Agricultural Extension in India: A Journey since 1952
Change is the law of nature and change for better is always desirable. India has witnessed and experienced many changes in the approach before independence as well as after independence for rural development in general and agriculture development in particular. Before independence, only sporadic attempts by individuals, political leaders and social leaders were made in different parts of the country. Some of the significant efforts were made by Rabindranath Tagore at Shriniketan (1921), Spancers Hatch's work at Marthandam (1921), Firka Development scheme in Madras state (1946), Indian Village service (1948), in Bombay etc. though these projects were aimed at rural development and were locale specific yet they lacked in government support and involvement of the people. These were around individual philosophy towards rural development and gradually disappeared with time.
Reforms in Agricultural Extension: After Independence
Immediately after independence, India faced two major problems on economic fronts namely, the grain bowls of west Punjab and East Bengal went to Pakistan. The situation was aggravated further by mass-exodus of people from across the boarder. The government of India realized the gravity of the situation and lodged a programme known as 'Grow More Food Campaign'.
The first approach of agricultural development was community development followed with the national extension service. Though the focus of CD programme was to bring overall development of the rural community with the community participation but not many positive results were seen. In sixties, the agriculture production situation was so critical that intensification of agriculture with the use of high yielding varieties become must and agricultural development became the sole indicator and measure of rural development. The programmes such as IADP (Integrated Agriculture Development Programme), IAAP (Intensive Agriculture Area Programme), ND (National Demonstration) and HYVP (High Yielding Variety Programme) gained momentum. At this point, the sole purpose was of increasing crop yields by using modern means of production. This approach though paid good dividend, generally failed to help especially the poor farm households and reduce inequality. The emphasis was broadened from agricultural development to rural development and various programmes like SFDA (Small Farmers Development Agency), MFAL (Marginal farmers and Agricultural labor Development Agency). DPAP (Drought Prone Area Programme), IRDP (Integrated Rural Development Programme) etc. were launched during seventies. Income and employment generation in agriculture and allied areas through credit and extension support was mainly emphasized.

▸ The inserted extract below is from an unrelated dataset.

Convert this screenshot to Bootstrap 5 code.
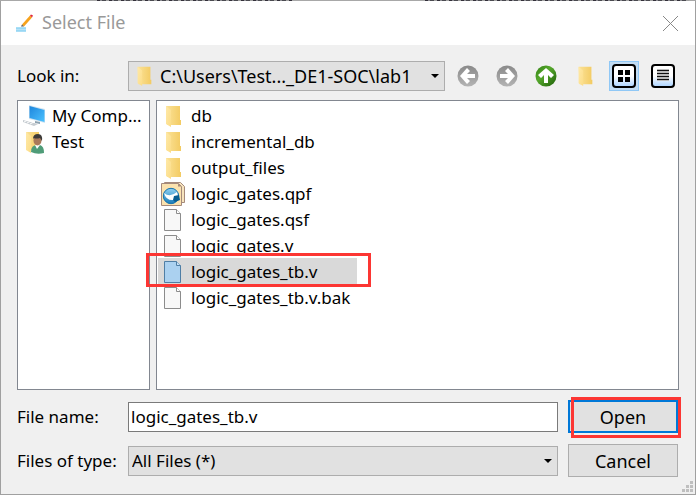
<!DOCTYPE html>
<html lang="en">
<head>
<meta charset="utf-8">
<meta name="viewport" content="width=device-width, initial-scale=1">
<title>Select File</title>
<link href="https://cdn.jsdelivr.net/npm/bootstrap@5.3.0/dist/css/bootstrap.min.css" rel="stylesheet">
<style>
body { font-family: "Noto Sans", sans-serif; font-size: 17px; line-height: 26px; color: #000; background: #a0a0a0; }
.strip { height: 1px; background: #a8a8a8; }
.strip i { height: 1px; background: repeating-linear-gradient(90deg, #33303a 0 3px, #8a8a90 3px 5px, #4a4a50 5px 9px, #a0a0a0 9px 12px); }
.strip-a { width: 28%; margin-left: 14%; }
.strip-b { width: 38%; margin-left: 19%; }
.dialog { background: #f0f0f0; border: 1px solid #a0a0a0; border-top: 0; }
.titlebar { height: 44px; background: #fff; color: #999; padding: 0 16px 0 15px; }
.title-text { font-size: 18px; }
.titlebar button { color: #888; }
.plain { border: 0; background: none; padding: 0; color: inherit; }
.panel { padding: 16px; }
.label-col { width: 111px; }
.look-box { width: 317px; }
.field { height: 30px; border: 1px solid #adadad; border-radius: 0; background: #e1e1e1; color: #000; padding: 0 24px 0 3px; width: 100%; appearance: none; line-height: 26px; }
input.field { background: #fff; border-color: #7a7a7a; padding: 0 2px; }
.look-box .field { padding-left: 31px; font-size: 18px; }
.over-icon { left: 5px; top: 4px; pointer-events: none; }
.caret { right: 6px; top: 13px; pointer-events: none; }
.tool { width: 30px; height: 30px; }
.tool.on { background: #c2dcf3; border: 1px solid #90c8f6; }
.tools { gap: 9px; margin: 0 1px 0 8px; }
.panes { height: 290px; margin: 9px 0 10px; gap: 6px; }
.pane { background: #fff; border: 1px solid #828790; padding: 1px; }
.places { width: 133px; }
.files { min-width: 199px; }
.entry { height: 26px; gap: 6px; padding: 1px 3px 0 3px; text-align: left; white-space: nowrap; width: 100%; }
.picked { background: #d9d9d9; }
.frame { border: 3px solid #fc3633; pointer-events: none; z-index: 2; }
.row-frame { left: -12px; right: -14px; top: -5px; bottom: -3px; }
.open-frame { left: 3px; right: -3px; top: -3px; bottom: -5px; }
.actions { gap: 11px; margin-right: 1px; }
.action-row { gap: 10px; }
.push { width: 110px; height: 33px; background: #e1e1e1; border: 1px solid #adadad; color: #000; font-size: 18px; }
.push.main { border: 2px solid #0078d7; }
.grip { right: 2px; bottom: 2px; }
</style>
<script src="https://cdn.jsdelivr.net/npm/bootstrap@5.3.0/dist/js/bootstrap.bundle.min.js"></script>
</head>
<body>
<svg width="0" height="0" class="position-absolute" aria-hidden="true">
  <defs>
    <linearGradient id="gFold" x2="1"><stop offset="0" stop-color="#fbe298"/><stop offset="1" stop-color="#f3cb62"/></linearGradient>
    <linearGradient id="gFront" x2="1" y2="1"><stop offset="0" stop-color="#ffe9a8"/><stop offset="1" stop-color="#fbdc86"/></linearGradient>
    <linearGradient id="gGrey" x2="0" y2="1"><stop offset="0" stop-color="#8a8a8a"/><stop offset="1" stop-color="#b4b4b4"/></linearGradient>
    <linearGradient id="gGreen" x2="1" y2="1"><stop offset="0" stop-color="#2f7f12"/><stop offset=".4" stop-color="#56a82c"/><stop offset="1" stop-color="#1e5f08"/></linearGradient>
    <linearGradient id="gView" x2="0" y2="1"><stop offset=".5" stop-color="#fff"/><stop offset="1" stop-color="#a9d2ff"/></linearGradient>
    <linearGradient id="gScreen" x2="1" y2="1"><stop offset="0" stop-color="#1e86dc"/><stop offset="1" stop-color="#4cc2ff"/></linearGradient>
    <linearGradient id="gBall" x2="0" y2="1"><stop offset="0" stop-color="#8fd0f2"/><stop offset="1" stop-color="#1a7dba"/></linearGradient>
    <symbol id="folder" viewBox="0 0 24 24"><path d="M5 2h14v14h1v5H6z" fill="url(#gFold)"/><path d="M5 2l5 4v17l-5-3z" fill="url(#gFront)"/></symbol>
    <symbol id="sheet" viewBox="0 0 24 24"><path d="M3.500 1.500h12l4 4v17h-16z" fill="#f8f8f8" stroke="#8c8c8c"/><path d="M15.500 1.500v4h4" fill="#fff" stroke="#8c8c8c"/></symbol>
    <symbol id="sheetOn" viewBox="0 0 24 24"><path d="M3.500 1.500h12l4 4v17h-16z" fill="#abd1f0" stroke="#4f7ea5"/><path d="M15.500 1.500v4h4" fill="#c6e0f5" stroke="#4f7ea5"/></symbol>
    <symbol id="project" viewBox="0 0 24 24"><path d="M3.500 .500h16l4 4v16h-20z" fill="#f7e4bd" stroke="#a58a7b"/><path d="M.500 1.500h17l3 3v19h-20z" fill="#fbe2ae" stroke="#a58a7b"/><path d="M17 1.500v3h3.500z" fill="#a58a7b"/><circle cx="10" cy="14" r="7.700" fill="url(#gBall)" stroke="#1674ae"/><path d="M3 11q6 5 13-1l1 4h-4v4q-8 1-10-7z" fill="#fff"/><path d="M13 14l5-1 1 5-5 2-2-2z" fill="#075d91"/></symbol>
    <symbol id="computer" viewBox="0 0 24 24"><path d="M7 1l16 4v14l-16-4z" fill="#d4e4f0"/><path d="M7.500 2l15 4v12l-15-4z" fill="url(#gScreen)"/><path d="M13 17l5 1v2l-5-1z" fill="#8da2b0"/><path d="M1 16l11 3 4 1-4 2-11-4z" fill="#c6ccd1"/><path d="M2 18l4-2M5 19l4-2M8 20l4-2" stroke="#fff"/></symbol>
    <symbol id="person" viewBox="0 0 24 24"><path d="M4 2h13v18H5z" fill="url(#gFold)"/><path d="M4 2l5 4v17l-5-3z" fill="url(#gFront)"/><path d="M9 22q0-7 6-7h3q4 1 4 8-7 2-13-1z" fill="#4f9c78"/><path d="M13 15l2 4 3-4z" fill="#fff"/><ellipse cx="15.500" cy="10.500" rx="4" ry="5" fill="#a9795a"/><path d="M11 9q0-5 5-5t4 7l-2-3q-4 1-6 0z" fill="#3c3a38"/></symbol>
    <symbol id="arrow" viewBox="0 0 22 22"><path d="M10 3L3 11l7 8 3-3-3-3h8V9h-8l3-3z" fill="#fff"/></symbol>
  </defs>
</svg>
<div class="min-vh-100 d-flex flex-column">
<div class="strip d-flex"><i class="strip-a"></i><i class="strip-b"></i></div>
<main class="dialog flex-grow-1 position-relative">
  <header class="titlebar d-flex align-items-center">
    <svg width="18" height="19" viewBox="0 0 18 18" class="me-2" aria-hidden="true"><path d="M0 13h10v4H0z" fill="#b5e2f8"/><path d="M0 13.500h10M0 16.500h10" stroke="#7accf0"/><path d="M6 10L14 1l2 2-8 9z" fill="#f6a21c"/><path d="M14 1l1-1 2 1-1 2z" fill="#e0263d"/><path d="M5 12l1-2 2 2z" fill="#555"/></svg>
    <h1 class="m-0 fw-normal title-text">Select File</h1>
    <button type="button" class="plain ms-auto d-flex" aria-label="Close"><svg width="17" height="17" viewBox="0 0 17 17"><path d="M1 1l15 15M16 1L1 16" stroke="currentColor"/></svg></button>
  </header>
  <form class="panel">
    <div class="d-flex align-items-center">
      <label class="label-col flex-shrink-0" for="look">Look in:</label>
      <div class="look-box position-relative flex-grow-1">
        <select id="look" class="field d-block"><option>C:\Users\Test..._DE1-SOC\lab1</option></select>
        <svg class="over-icon position-absolute" width="22" height="22"><use href="#folder"/></svg>
        <svg class="caret position-absolute" width="8" height="5"><path d="M0 0h8L4 4z"/></svg>
      </div>
      <div class="tools d-flex align-items-center flex-shrink-0">
        <button type="button" class="plain tool d-flex align-items-center justify-content-center" aria-label="Back"><svg width="22" height="22"><circle cx="11" cy="11" r="10.500" fill="url(#gGrey)"/><use href="#arrow"/></svg></button>
        <button type="button" class="plain tool d-flex align-items-center justify-content-center" aria-label="Forward"><svg width="22" height="22"><circle cx="11" cy="11" r="10.500" fill="url(#gGrey)"/><use href="#arrow" transform="rotate(180 11 11)"/></svg></button>
        <button type="button" class="plain tool d-flex align-items-center justify-content-center" aria-label="Parent directory"><svg width="22" height="22"><circle cx="11" cy="11" r="10.500" fill="url(#gGreen)"/><use href="#arrow" transform="rotate(90 11 11)"/></svg></button>
        <button type="button" class="plain tool d-flex align-items-center justify-content-center" aria-label="New folder"><svg width="24" height="22"><use href="#folder"/></svg></button>
        <button type="button" class="plain tool on d-flex align-items-center justify-content-center" aria-label="List view"><svg width="24" height="24"><rect x="1" y="1" width="22" height="22" rx="3" fill="url(#gView)" stroke="#000" stroke-width="2"/><path d="M6 6h5v5H6zM13 6h5v5h-5zM6 13h5v5H6zM13 13h5v5h-5z"/></svg></button>
        <button type="button" class="plain tool d-flex align-items-center justify-content-center" aria-label="Detail view"><svg width="24" height="24"><rect x="1" y="1" width="22" height="22" rx="3" fill="url(#gView)" stroke="#000" stroke-width="2"/><path d="M6 5h12v12H6z" fill="#bbb"/><path d="M6 6.500h12M6 9.500h12M6 12.500h12M6 15.500h12" stroke="#111"/></svg></button>
      </div>
    </div>
    <div class="panes d-flex">
      <div class="pane places flex-shrink-0">
        <button type="button" class="plain entry d-flex align-items-center"><svg width="24" height="24"><use href="#computer"/></svg>My Comp...</button>
        <button type="button" class="plain entry d-flex align-items-center"><svg width="24" height="24"><use href="#person"/></svg>Test</button>
      </div>
      <div class="pane flex-grow-1">
        <div class="files d-inline-flex flex-column">
          <button type="button" class="plain entry d-flex align-items-center"><svg width="24" height="24"><use href="#folder"/></svg>db</button>
          <button type="button" class="plain entry d-flex align-items-center"><svg width="24" height="24"><use href="#folder"/></svg>incremental_db</button>
          <button type="button" class="plain entry d-flex align-items-center"><svg width="24" height="24"><use href="#folder"/></svg>output_files</button>
          <button type="button" class="plain entry d-flex align-items-center"><svg width="24" height="24"><use href="#project"/></svg>logic_gates.qpf</button>
          <button type="button" class="plain entry d-flex align-items-center"><svg width="24" height="24"><use href="#sheet"/></svg>logic_gates.qsf</button>
          <button type="button" class="plain entry d-flex align-items-center"><svg width="24" height="24"><use href="#sheet"/></svg>logic_gates.v</button>
          <div class="position-relative"><button type="button" class="plain entry picked d-flex align-items-center"><svg width="24" height="24"><use href="#sheetOn"/></svg>logic_gates_tb.v</button><span class="frame row-frame position-absolute"></span></div>
          <button type="button" class="plain entry d-flex align-items-center"><svg width="24" height="24"><use href="#sheet"/></svg>logic_gates_tb.v.bak</button>
        </div>
      </div>
    </div>
    <div class="actions d-flex flex-column">
      <div class="action-row d-flex align-items-center">
        <div class="d-flex align-items-center flex-grow-1">
          <label class="label-col flex-shrink-0" for="fname">File name:</label>
          <input id="fname" class="field" type="text" value="logic_gates_tb.v">
        </div>
        <div class="position-relative flex-shrink-0"><button type="button" class="push main d-block p-0">Open</button><span class="frame open-frame position-absolute"></span></div>
      </div>
      <div class="action-row d-flex align-items-center">
        <div class="d-flex align-items-center flex-grow-1">
          <label class="label-col flex-shrink-0" for="ftype">Files of type:</label>
          <div class="position-relative flex-grow-1">
            <select id="ftype" class="field d-block"><option>All Files (*)</option></select>
            <svg class="caret position-absolute" width="8" height="5"><path d="M0 0h8L4 4z"/></svg>
          </div>
        </div>
        <button type="button" class="push p-0 flex-shrink-0">Cancel</button>
      </div>
    </div>
  </form>
  <svg class="grip position-absolute" width="11" height="11" aria-hidden="true"><path d="M8 0h3v3H8zM4 4h3v3H4zM8 4h3v3H8zM0 8h3v3H0zM4 8h3v3H4zM8 8h3v3H8z" fill="#bfbfbf"/></svg>
</main>
</div>
</body>
</html>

Transfer of Technology Approach in T&V
The most significant development was the introduction of Training and Visit (T&V) extension management, starting in the mid-1970s. the emphasis was on the role of extension in technology transfer to encourage utilization of research results. The T&V approach was somewhat like a campaign approach and succeeded to some extent where the client's need and technology potential matched. The system was found to be too narrow in its approach and not suitable for small farmers and rain-fed areas. In between the ICAR launched its FLD programmes namely Operatioal research Project (ORP), krishi Vigyan Kendra (KVKs), Lab to Land and National demostraion (ND) with the same objectives in mind. All these programmes were later merged under the programme of KVK. The need for technology appraisal, refinement and transfer was felt and IVLP (Institutional Village Linkage Programme) based on participatory methodology was launched in selected locations in the country.
ITD Component of NATP
The project was implemented in seven states since November, 1998. The major shift was from top-to-bottom to bottom up approach. New institutional arrangements for technology dissemination through establishment of ATMA, moving towards integrated extension delivery and addressing gender concerns in agriculture. Under the project, a state level Agricultural Management and Extension Training Institute (SAMETI) has been created in all the project states to provide training to state extension functionaries.
The Agricultural Technology Management Agency (ATMA) approach of ITD component of NATP has created significant impact on yields and incomes of farmers. It was scaled up to 252 districts under extension reforms in the country. The impact of the project has not been uniform in all the districts. However, the project suffers from weak process documentation and internal monitoring and evaluation.
The entry of agricultural graduates has revolutionized the extension process. The main aim of the scheme is to provide accountable extension services to the farmers through technically trained agricultural graduates at the village level. The programme implemented jointly through SFAC and MANAGE has attracted a large number of unemployed agricultural graduates. Thus the extension has come up with a new role of agri-preneurs.